La loi 70, introduisant le Programme objectif emploi, a été promulgué le 10 novembre à l’Assemblée nationale. Les nouveaux prestataires de l’aide sociale considérés sans contrainte à l’emploi sont forcés de participer au programme sous peine de voir leur allocation coupée de 240 $, pour atteindre 399$ par mois. Selon Serge Petitclerc, porte-parole et responsable de l’analyse politique pour le Collectif pour un Québec sans pauvreté (CQSP), ce programme risque de nuire à une certaine clientèle et l’exposer davantage à la pauvreté.

Selon les données du ministère du Travail, de l’Emploi et de la Solidarité sociale, le nombre de ménages recourant à l’aide sociale est continuellement en décroissance dans la région de la Capitale-nationale depuis plus d’une dizaine d’année, passant de 37 144 en 1998 à 20800 en 2016.

D’après les dires même du ministre responsable de cette loi, François Blais, le taux des usagés de l’aide sociale n’ayant aucune contrainte à l’emploi représente actuellement moins de quatre pourcents de l’ensemble des bénéficiaires.

Pourtant, M. Petitclerc soutient que les premiers prestataires se subdivisent en trois catégories, dont l’une d’entre elle sera clairement défavorisée. L’itinérance et la criminalité pourrait même connaître une recrudescence.

Les dernières données disponibles sur le nombre de ménages nouvellement admis à l’aide financière de dernier recours mentionnent que 405 ménages ont utilisé l’aide sociale dans la région de la Capitale-nationale, soit 6,6 % de l’ensemble des ménages prestataires du Québec (8931 bénéficiaires dont 6099 adultes) pour le mois de septembre 2016. Le nombre de participants qui seront pénalisés par le programme est encore inconnu puisqu’il relève de la définition administrative de la contrainte à l’emploi.
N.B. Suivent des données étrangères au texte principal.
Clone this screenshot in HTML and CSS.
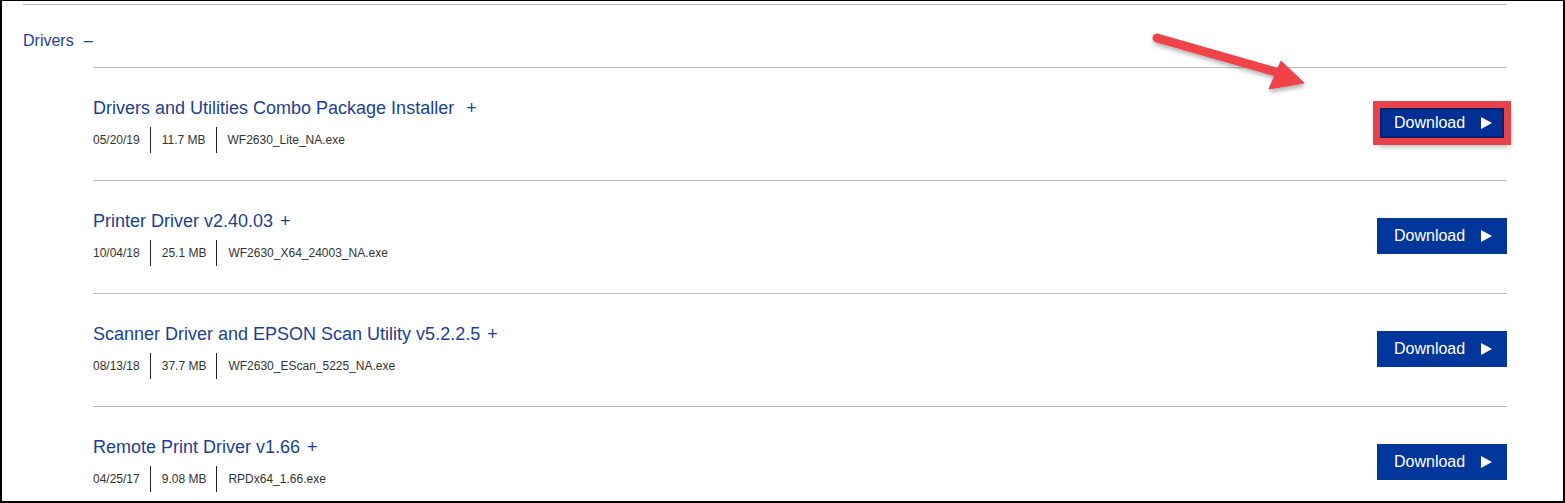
FILE: index.html
```html
<!DOCTYPE html>
<html>
<head lang="en">
    <meta charset="UTF-8">
    <title>Drivers</title>
    <link rel="stylesheet" href="styles.css">
</head>
<body>
    <div id="frame">
        <div id="section">
            <div class="section-head">Drivers<span class="minus">&ndash;</span></div>
            <ul id="list">
                <li class="item">
                    <div class="info">
                        <div class="title">Drivers and Utilities Combo Package Installer<span class="plus wide">+</span></div>
                        <div class="meta">
                            <span>05/20/19</span>
                            <span>11.7 MB</span>
                            <span>WF2630_Lite_NA.exe</span>
                        </div>
                    </div>
                    <a class="btn hl" href="#">Download<span class="tri"></span></a>
                </li>
                <li class="item">
                    <div class="info">
                        <div class="title">Printer Driver v2.40.03<span class="plus">+</span></div>
                        <div class="meta">
                            <span>10/04/18</span>
                            <span>25.1 MB</span>
                            <span>WF2630_X64_24003_NA.exe</span>
                        </div>
                    </div>
                    <a class="btn" href="#">Download<span class="tri"></span></a>
                </li>
                <li class="item">
                    <div class="info">
                        <div class="title">Scanner Driver and EPSON Scan Utility v5.2.2.5<span class="plus">+</span></div>
                        <div class="meta">
                            <span>08/13/18</span>
                            <span>37.7 MB</span>
                            <span>WF2630_EScan_5225_NA.exe</span>
                        </div>
                    </div>
                    <a class="btn" href="#">Download<span class="tri"></span></a>
                </li>
                <li class="item">
                    <div class="info">
                        <div class="title">Remote Print Driver v1.66<span class="plus">+</span></div>
                        <div class="meta">
                            <span>04/25/17</span>
                            <span>9.08 MB</span>
                            <span>RPDx64_1.66.exe</span>
                        </div>
                    </div>
                    <a class="btn" href="#">Download<span class="tri"></span></a>
                </li>
            </ul>
        </div>

        <!-- callout arrow -->
        <svg id="arrow" width="1565" height="503" viewBox="0 0 1565 503">
            <defs>
                <filter id="sh" x="-20%" y="-50%" width="140%" height="200%">
                    <feDropShadow dx="1" dy="3" stdDeviation="2" flood-color="#000" flood-opacity="0.3"/>
                </filter>
            </defs>
            <g filter="url(#sh)" fill="#ef4248" stroke="#ef4248">
                <line x1="1157" y1="38" x2="1276" y2="72" stroke-width="9" stroke-linecap="round"/>
                <polygon points="1281,61 1304,83 1269,89" stroke-width="1" stroke-linejoin="round"/>
            </g>
        </svg>
    </div>
</body>
</html>
```

FILE: styles.css
```css
*{
    padding: 0;
    margin: 0;
    box-sizing: border-box;
}
ul{
    list-style: none;
}
a{
    text-decoration: none;
}
body{
    font-family: "Liberation Sans", Arial, sans-serif;
    background: #fff;
}
#frame{
    width: 1565px;
    height: 503px;
    border: 2px solid #000;
    border-top-width: 1px;
    position: relative;
    overflow: hidden;
}
#section{
    width: 1484px;
    margin: 3px 0 0 21px;
    border-top: 1px solid #b9b9b9;
}
.section-head{
    padding: 26px 0 16px;
    font-size: 16px;
    line-height: 20px;
    color: #1d3f8f;
}
.minus{
    margin-left: 10px;
}
#list{
    margin-left: 70px;
}
.item{
    display: flex;
    align-items: center;
    justify-content: space-between;
    border-top: 1px solid #bdbdbd;
    padding: 28px 0 27px;
}
.title{
    font-size: 18px;
    line-height: 24px;
    color: #1d3f8f;
}
.plus{
    margin-left: 7px;
}
.plus.wide{
    margin-left: 12px;
}
.meta{
    display: flex;
    margin-top: 7px;
    font-size: 12px;
    color: #333;
}
.meta span{
    height: 26px;
    line-height: 26px;
    padding: 0 10px 0 11px;
    border-left: 1px solid #222;
}
.meta span:first-child{
    padding-left: 0;
    border-left: none;
}
.btn{
    display: flex;
    align-items: center;
    justify-content: space-between;
    width: 130px;
    height: 36px;
    margin-bottom: 3px;
    padding: 0 15px 0 17px;
    background: #01369b;
    color: #fff;
    font-size: 16px;
}
.tri{
    width: 0;
    height: 0;
    border-top: 6px solid transparent;
    border-bottom: 6px solid transparent;
    border-left: 11px solid #fff;
}
.btn.hl{
    background: #012f94;
    box-shadow: inset 0 0 0 3px #e8434a, inset 0 0 0 5px #0b1f6b, 0 0 0 4px #e8434a, 2px 5px 6px rgba(0,0,0,0.35);
}
#arrow{
    position: absolute;
    left: -2px;
    top: -1px;
    pointer-events: none;
}
```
La notion de sans-contrainte : une définition restrictive de l’incapacité

Tel que le mentionne le rapport la Protectrice du citoyen déposé en commission parlementaire lors de l’étude du Projet de loi 70, « il ne suffit pas de constater qu’une personne ne présente pas de condition médicale reconnue, qu’elle n’est pas en thérapie pour dépendance ou qu’elle n’est pas monoparentale pour conclure qu’elle n’a pas de contrainte à l’emploi ».
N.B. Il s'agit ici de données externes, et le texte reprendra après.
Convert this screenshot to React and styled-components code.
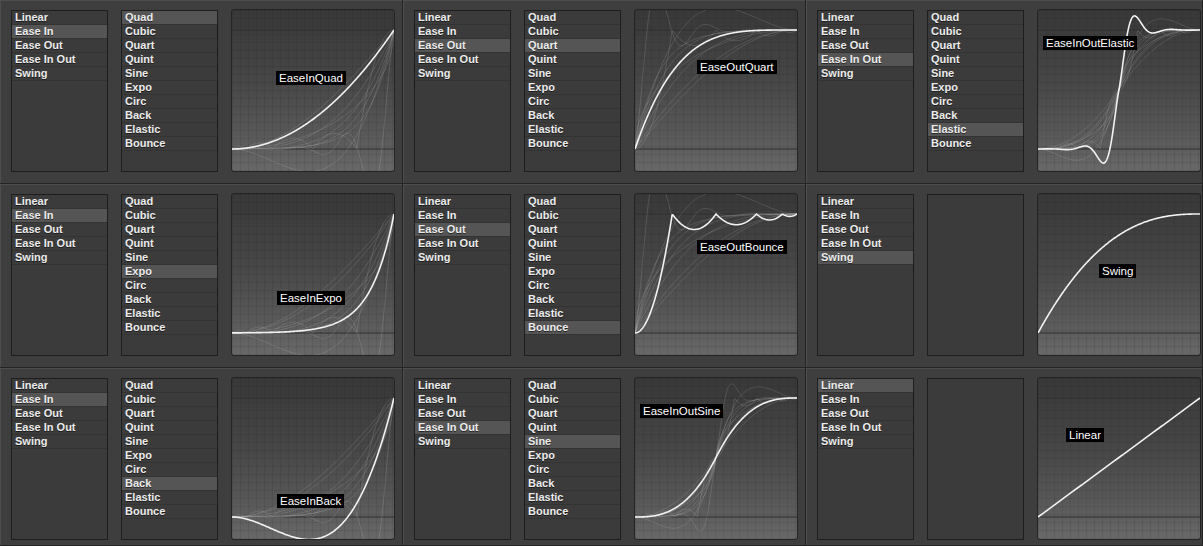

Comme bon nombre d’observateurs l’on déjà souligné dans le Soleil ainsi que dans le Devoir, la coercition en matière de réintégration au marché du travail ne garantit d’aucune manière une réinsertion sociale réussie. Fondée sur une définition restrictive et purement administrative de l’incapacité d’occuper un emploi, la loi rate sa cible selon Serge Petitclerc du CQSP.
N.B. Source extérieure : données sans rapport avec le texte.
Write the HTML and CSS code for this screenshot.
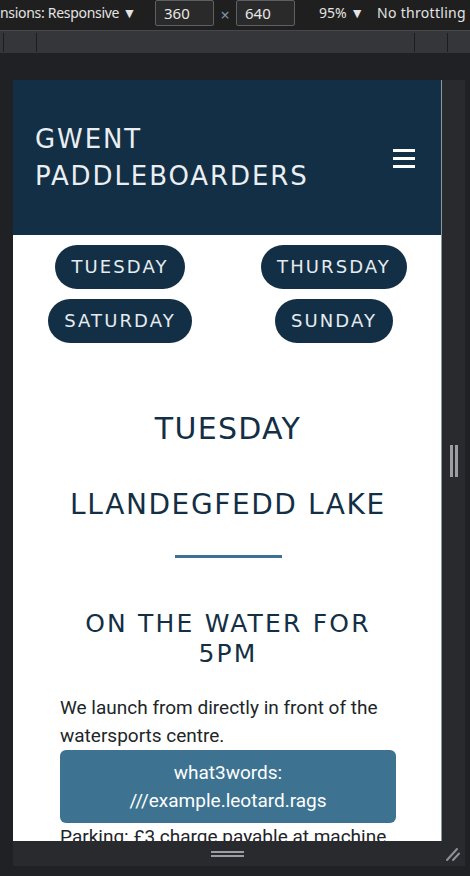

Ainsi, la définition de contrainte à l’emploi gagnerait à être élargie pour prendre en compte des facteurs individuels, arrimés à une vision du bien commun, à l’aune de l’inclusion de critères socioéconomiques, tel que le niveau d’éducation. « D’autres facteurs peuvent influencer l’aptitude d’une personne à intégrer le marché du travail. […] une faible scolarité, un vécu difficile ou des comportements inadaptés au monde du travail, sont autant de facteurs qui peuvent empêcher une personne d’y accéder. », laisse savoir la Protectrice du citoyen dans son rapport. De plus, les nouvelles procédures instaurées par la loi 70 doivent bientôt être définies par voie de règlement, ce qui rend plusieurs modalités de son application encore incertaines à ce jour.

Des inconnus à définir

Les organismes impliqués dans le milieu de la pauvreté et de l’aide sociale attendent avec impatience la fin de ce flou artistique autour des modalités d’application du programme. Ce que la Protectrice du citoyen souligne avec pertinence : « […] le projet de loi ne nous permet pas de nous prononcer sur la façon dont seront élaborés les plans d’intégration. En effet, il confère au gouvernement un important pouvoir de réglementer. Il est préoccupant de constater que le législateur a à débattre d’un nouveau programme, obligatoire de surcroît, à partir d’un cadre dont il ignore le contenu. Pourtant, la connaissance du cadre réglementaire aurait été essentielle pour une juste appréciation de la portée du Programme ». L’indétermination qui entoure l’administration du Programme objectif emploi suscite l’inquiétude du CQSP.

Dans le cadre de ce reportage, le cabinet du ministre François Blais a été invité à réagir, mais n’a pas donné suite aux demandes d’entrevues.